- DATASET CONTENT

___

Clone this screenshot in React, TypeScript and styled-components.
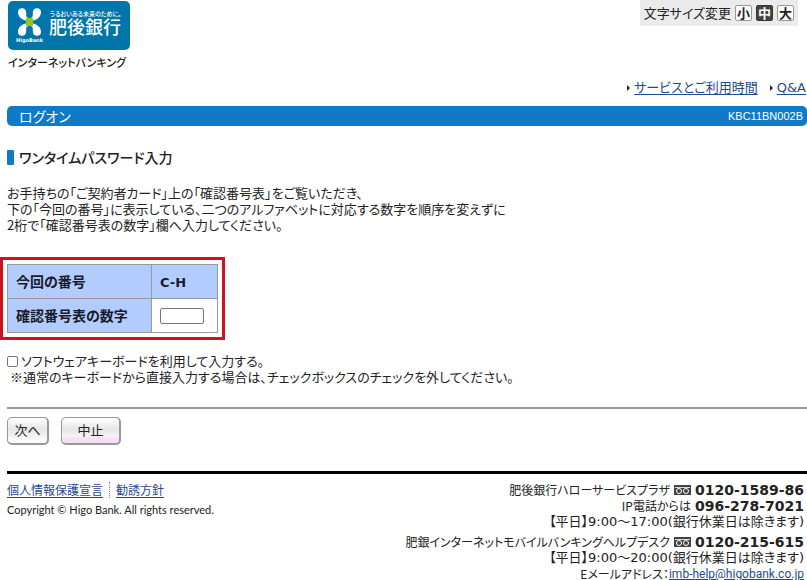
import React, { useState } from "react";
import styled, { createGlobalStyle } from "styled-components";

const sans = `"Noto Sans CJK JP", sans-serif`;
const wideLatin = `"DejaVu Sans", ${sans}`;

const GlobalStyle = createGlobalStyle`
  * { box-sizing: border-box; }
  body {
    margin: 0;
    background: #fff;
    color: #222;
    font-family: ${sans};
    font-size: 13px;
    line-height: 16px;
    font-feature-settings: "palt";
  }
  button, input { font: inherit; font-feature-settings: inherit; }
`;

const Page = styled.div`
  padding-left: 7px;
`;

const Header = styled.header`
  display: flex;
  justify-content: space-between;
  align-items: flex-start;
  height: 80px;
`;

const Brand = styled.div`
  padding: 1px 0 0 1px;
`;

const LogoSvg = styled.svg`
  display: block;
`;

const BrandCaption = styled.div`
  margin-top: 4px;
  font-size: 11px;
  font-weight: 500;
`;

const SizeBar = styled.div`
  display: flex;
  align-items: center;
  gap: 4px;
  height: 26px;
  margin-right: 9px;
  padding: 0 4px;
  background: #ebebeb;
`;

const SizeButton = styled.button<{ $active: boolean }>`
  display: flex;
  align-items: center;
  justify-content: center;
  width: 17px;
  height: 16px;
  padding: 0;
  border: 1px solid ${(p) => (p.$active ? "#333" : "#999")};
  border-radius: 2px;
  background: ${(p) => (p.$active ? "#444" : "#fff")};
  color: ${(p) => (p.$active ? "#fff" : "#222")};
  font-size: 13px;
  font-weight: 700;
`;

const Link = styled.a`
  color: #1f4a8f;
  text-decoration: underline;
  text-underline-offset: 2px;
`;

const HelpNav = styled.nav`
  display: flex;
  justify-content: flex-end;
  gap: 12px;
  padding-right: 1px;
  font-family: ${wideLatin};
`;

const HelpItem = styled.span`
  display: flex;
  align-items: center;
  gap: 4px;

  &::before {
    content: "";
    border: solid transparent;
    border-width: 3px 0 3px 3px;
    border-left-color: #222;
  }
`;

const TitleBar = styled.div`
  display: flex;
  align-items: center;
  justify-content: space-between;
  height: 20px;
  margin-top: 10px;
  padding: 0 4px 0 12px;
  border-radius: 5px;
  background: #107ac6;
  color: #fff;
`;

const Title = styled.h1`
  margin: 0;
  font-size: 14px;
  font-weight: 400;
`;

const ScreenCode = styled.span`
  font-family: "Liberation Sans", sans-serif;
  font-size: 11px;
`;

const SectionTitle = styled.h2`
  display: flex;
  align-items: center;
  gap: 5px;
  margin: 23px 0 0;
  font-size: 14px;
  font-weight: 500;

  &::before {
    content: "";
    width: 7px;
    height: 15px;
    border-radius: 1px;
    background: #107ac6;
  }
`;

const Lead = styled.p`
  margin: 20px 0 0;
`;

const Highlight = styled.div`
  width: fit-content;
  margin: 24px 0 0 -7px;
  padding: 4px;
  border: 3px solid #d0121b;
`;

const CodeTable = styled.table`
  border-collapse: collapse;
  font-family: ${sans};
  font-size: 14px;
  font-weight: 700;
  color: #1a1a2a;
`;

const HeadCell = styled.th`
  width: 144px;
  height: 34px;
  padding: 0 8px 2px;
  border: 1px solid #999;
  background: #b3ccff;
  text-align: left;
`;

const Cell = styled.td<{ $filled?: boolean }>`
  width: 66px;
  padding: 0 8px;
  border: 1px solid #999;
  background: ${(p) => (p.$filled ? "#b3ccff" : "#fff")};
`;

const CodePair = styled.span`
  font-family: "DejaVu Sans", sans-serif;
  font-size: 13px;
`;

const CodeInput = styled.input`
  display: block;
  width: 44px;
  height: 16px;
  padding: 0 3px;
  border: 1px solid #777;
  border-radius: 2px;
  background: #fff;
`;

const KeyboardOption = styled.div`
  margin-top: 13px;
`;

const CheckLabel = styled.label`
  display: flex;
  align-items: center;
  gap: 3px;
`;

const Checkbox = styled.input`
  appearance: none;
  width: 11px;
  height: 11px;
  margin: 0;
  border: 1px solid #777;
  border-radius: 2px;
  background: #fff;

  &:checked { background: #107ac6; }
`;

const Note = styled.p`
  margin: 0 0 0 3px;
`;

const Actions = styled.div`
  display: flex;
  gap: 12px;
  margin-top: 22px;
  padding: 8px 0 26px;
  border-top: 2px solid #999;
`;

const ActionButton = styled.button<{ $wide?: boolean }>`
  width: ${(p) => (p.$wide ? 60 : 42)}px;
  height: 28px;
  padding: 0 0 1px;
  border: 1px solid #999;
  border-width: 1px 2px 2px 1px;
  border-radius: 5px;
  background: ${(p) =>
    p.$wide
      ? "linear-gradient(#fff 0, #e6e6e6 45%, #f4f4f4 75%, #f8dff8 80%)"
      : "linear-gradient(#fff 0, #e6e6e6 45%, #fafafa 90%)"};
  color: #222;
`;

const Footer = styled.footer`
  display: flex;
  justify-content: space-between;
  padding: 8px 3px 0 0;
  border-top: 3px solid #000;
`;

const PolicyLinks = styled.div`
  display: flex;
  align-items: center;
  font-size: 12px;
`;

const Divider = styled.span`
  height: 16px;
  margin: 0 6px;
  border-left: 1px dotted #888;
`;

const Copyright = styled.small`
  display: block;
  margin-top: 4px;
  font-family: Lato, sans-serif;
  font-size: 11px;
`;

const Contact = styled.address`
  font-size: 12px;
  font-style: normal;
  text-align: right;
`;

const ContactGroup = styled.div`
  margin-bottom: 4px;
`;

const ContactLine = styled.div`
  display: flex;
  align-items: center;
  justify-content: flex-end;
  gap: 4px;
  height: 16px;
`;

const Phone = styled.b`
  font-family: "DejaVu Sans", sans-serif;
  font-size: 14px;
`;

const Hours = styled(ContactLine)`
  font-family: ${wideLatin};
  font-size: 13px;
`;

const MailLine = styled(ContactLine)`
  gap: 0;
`;

const MailLink = styled(Link)`
  font-family: Roboto, sans-serif;
  font-size: 12px;
  line-height: 14px;
  text-underline-offset: 1px;
`;

const Logo = () => (
  <LogoSvg width="122" height="49" viewBox="0 0 122 49" role="img" aria-label="肥後銀行">
    <rect width="122" height="49" rx="5" fill="#0075a9" />
    <g fill="#fff">
      <path id="petal" d="M10 11C10 8.500 11.500 7.200 14 7.200C16.800 7.200 18.200 9 18.200 12V14.500C18.200 16 19 16.800 21 17V20C15 19.500 10 16.500 10 11Z" />
      <use href="#petal" transform="matrix(-1 0 0 1 43 0)" />
      <use href="#petal" transform="matrix(1 0 0 -1 0 42)" />
      <use href="#petal" transform="matrix(-1 0 0 -1 43 42)" />
    </g>
    <rect x="18" y="17" width="7" height="8" fill="#94c61e" />
    <g fill="#fff" fontFamily={sans}>
      <text x="8" y="41" fontSize="5" fontWeight="700" fontFamily="DejaVu Sans, sans-serif">HigoBank</text>
      <text x="42" y="15" fontSize="6" fontWeight="500">うるおいある未来のために。</text>
      <text x="41" y="33" fontSize="18" fontWeight="500">肥後銀行</text>
    </g>
  </LogoSvg>
);

const FreeDial = () => (
  <svg width="17" height="10" viewBox="0 0 17 10" aria-hidden="true">
    <rect width="17" height="10" fill="#444" />
    <path d="M1 2.500H16" stroke="#ddd" strokeWidth="1" />
    <g fill="none" stroke="#fff" strokeWidth="1">
      <ellipse cx="5" cy="6" rx="2.500" ry="2.500" />
      <ellipse cx="12" cy="6" rx="2.500" ry="2.500" />
    </g>
  </svg>
);

const sizes = ["小", "中", "大"];

export default function App() {
  const [size, setSize] = useState("中");
  const [softKeyboard, setSoftKeyboard] = useState(false);

  return (
    <>
      <GlobalStyle />
      <Page>
        <Header>
          <Brand>
            <Logo />
            <BrandCaption>インターネットバンキング</BrandCaption>
          </Brand>
          <SizeBar>
            <span>文字サイズ変更</span>
            {sizes.map((s) => (
              <SizeButton key={s} type="button" $active={s === size} aria-pressed={s === size} onClick={() => setSize(s)}>
                {s}
              </SizeButton>
            ))}
          </SizeBar>
        </Header>
        <HelpNav>
          <HelpItem><Link href="#service">サービスとご利用時間</Link></HelpItem>
          <HelpItem><Link href="#qa">Q&amp;A</Link></HelpItem>
        </HelpNav>
        <TitleBar>
          <Title>ログオン</Title>
          <ScreenCode>KBC11BN002B</ScreenCode>
        </TitleBar>
        <main>
          <SectionTitle>ワンタイムパスワード入力</SectionTitle>
          <Lead>
            お手持ちの「ご契約者カード」上の「確認番号表」をご覧いただき、<br />
            下の「今回の番号」に表示している、二つのアルファベットに対応する数字を順序を変えずに<br />
            2桁で「確認番号表の数字」欄へ入力してください。
          </Lead>
          <Highlight>
            <CodeTable>
              <tbody>
                <tr>
                  <HeadCell scope="row">今回の番号</HeadCell>
                  <Cell $filled><CodePair>C-H</CodePair></Cell>
                </tr>
                <tr>
                  <HeadCell scope="row"><label htmlFor="code">確認番号表の数字</label></HeadCell>
                  <Cell><CodeInput id="code" type="text" maxLength={2} /></Cell>
                </tr>
              </tbody>
            </CodeTable>
          </Highlight>
          <KeyboardOption>
            <CheckLabel>
              <Checkbox type="checkbox" checked={softKeyboard} onChange={(e) => setSoftKeyboard(e.target.checked)} />
              ソフトウェアキーボードを利用して入力する。
            </CheckLabel>
            <Note>※通常のキーボードから直接入力する場合は、チェックボックスのチェックを外してください。</Note>
          </KeyboardOption>
          <Actions>
            <ActionButton type="button">次へ</ActionButton>
            <ActionButton type="button" $wide>中止</ActionButton>
          </Actions>
        </main>
        <Footer>
          <div>
            <PolicyLinks>
              <Link href="#privacy">個人情報保護宣言</Link>
              <Divider />
              <Link href="#solicitation">勧誘方針</Link>
            </PolicyLinks>
            <Copyright>Copyright © Higo Bank. All rights reserved.</Copyright>
          </div>
          <Contact>
            <ContactGroup>
              <ContactLine>肥後銀行ハローサービスプラザ <FreeDial /><Phone>0120-1589-86</Phone></ContactLine>
              <ContactLine>IP電話からは　<Phone>096-278-7021</Phone></ContactLine>
              <Hours>【平日】9:00～17:00(銀行休業日は除きます)</Hours>
            </ContactGroup>
            <ContactLine>肥銀インターネットモバイルバンキングヘルプデスク <FreeDial /><Phone>0120-215-615</Phone></ContactLine>
            <Hours>【平日】9:00～20:00(銀行休業日は除きます)</Hours>
            <MailLine>Eメールアドレス：<MailLink href="mailto:imb-help@higobank.co.jp">imb-help@higobank.co.jp</MailLink></MailLine>
          </Contact>
        </Footer>
      </Page>
    </>
  );
}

___

- INSTRUCTIONS FOR THE TASK
Scan the lines above for "components", then copy every one that has it.

- RESPONSE TO THIS TASK
Clone this screenshot in React, TypeScript and styled-components.
import styled, { createGlobalStyle } from "styled-components";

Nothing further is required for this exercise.